Democracy means things need to be digestible by and acceptable to the people. You need to meet them where they are. Academic discourse marches to a different drummer, sometimes out of preciousness or snobbery, but mostly out of sheer necessity. Democratic discourse is simple, relatable, requires few or no prerequisites (knowledge of foreign languages, eg). Much of the change that’s occured is good (and I agree, that’s what Current admirably aims at.) But the demos also wants fun, it wants entertainment, it wants its passions aroused (ie, things have to be “engaging”). It’s not looking for self-transformation (the “leading out” aspect of education), it wants enhancement of the life I already have. The popularity of unashamed pugilism in our politics is part of this.

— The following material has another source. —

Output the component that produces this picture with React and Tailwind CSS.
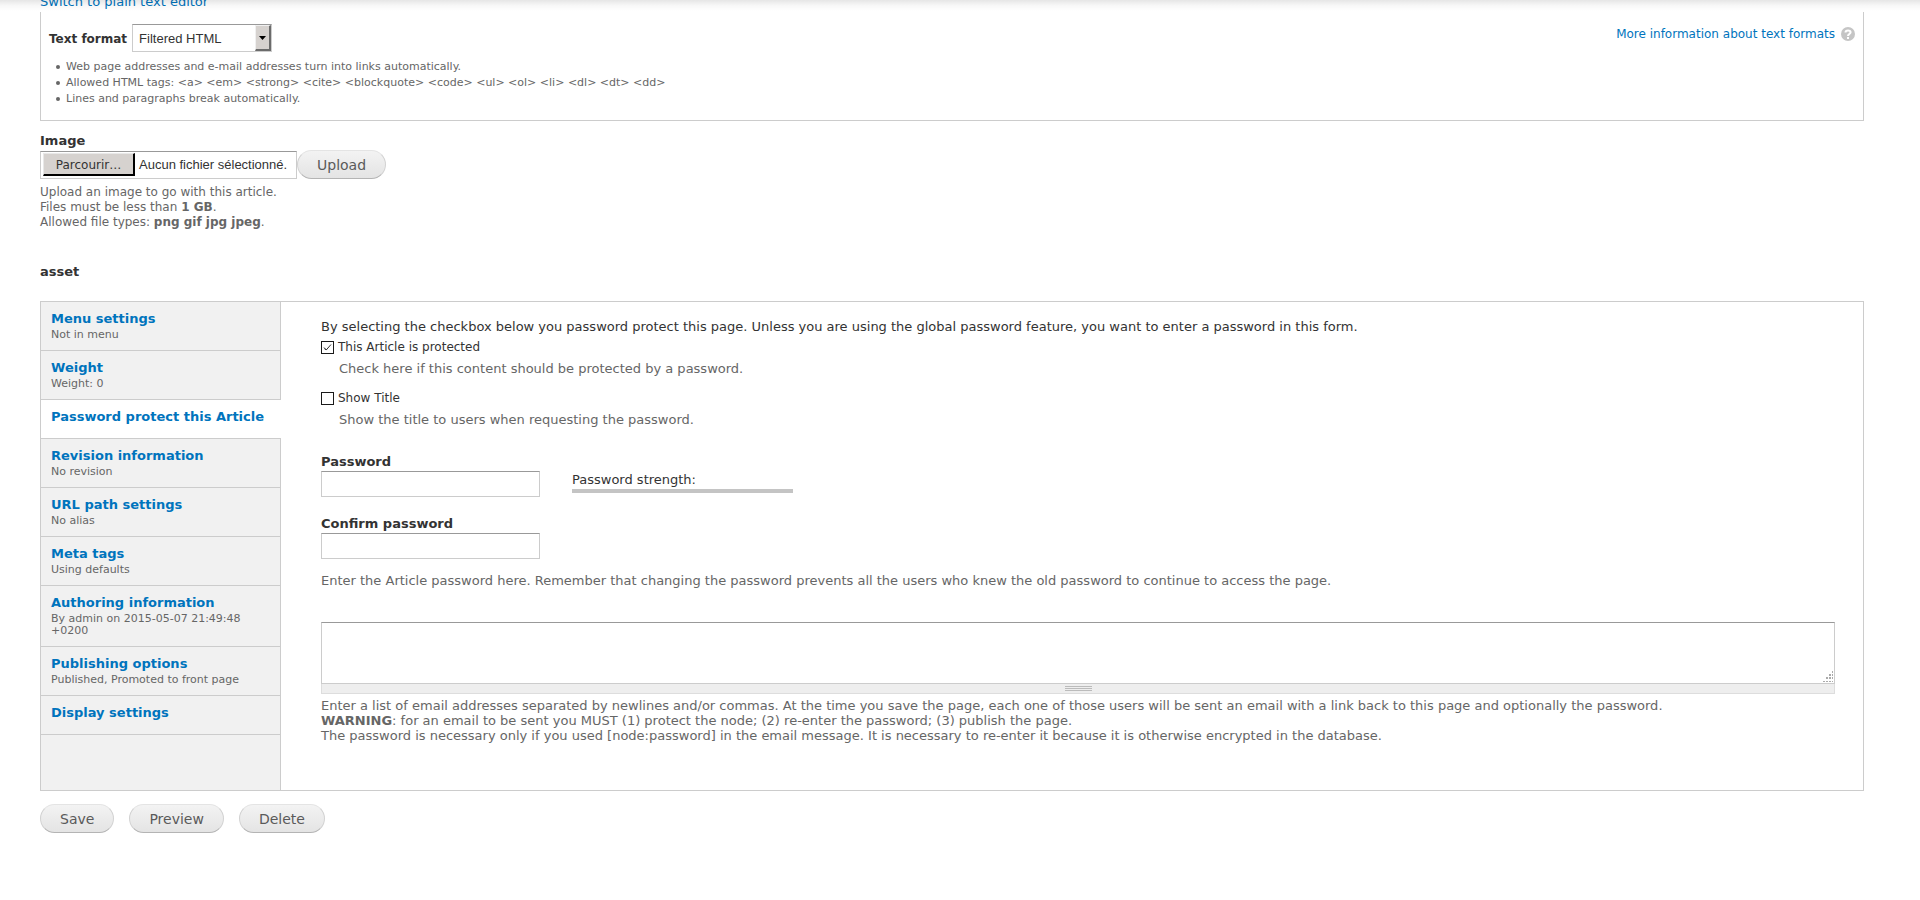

I once read a quote from a city-paper owner-editor from the 1890s–when the yellow press was appearing–who said he knew when his reporters were crossing the line into sensationalism, because the circulation would rise above 5,000, and there were only 5,000 people in his city who had the character and sensibility to support a quality newspaper. Sounds horrifically snobbish to our ears, but I suspect he was onto something. If you decide your aim is to appeal to the people, the people are now your editor, as it were, your judges, your employer. You will have to give them what they want. That’s, after all, democracy, “the theory that the people know what they want,” as H. L. Mencken said, “and ought to get it good and hard.” Our snobbish Victorian predecessors feared in most cases taking that first step–they believed in slippery slopes. My students often demand that classes be “relevant,” which can sound reasonable, but it does put the listener or reader at the center of the equation, and once there, once acknowledged as being in his rightful place, who can tell him or her they need to move?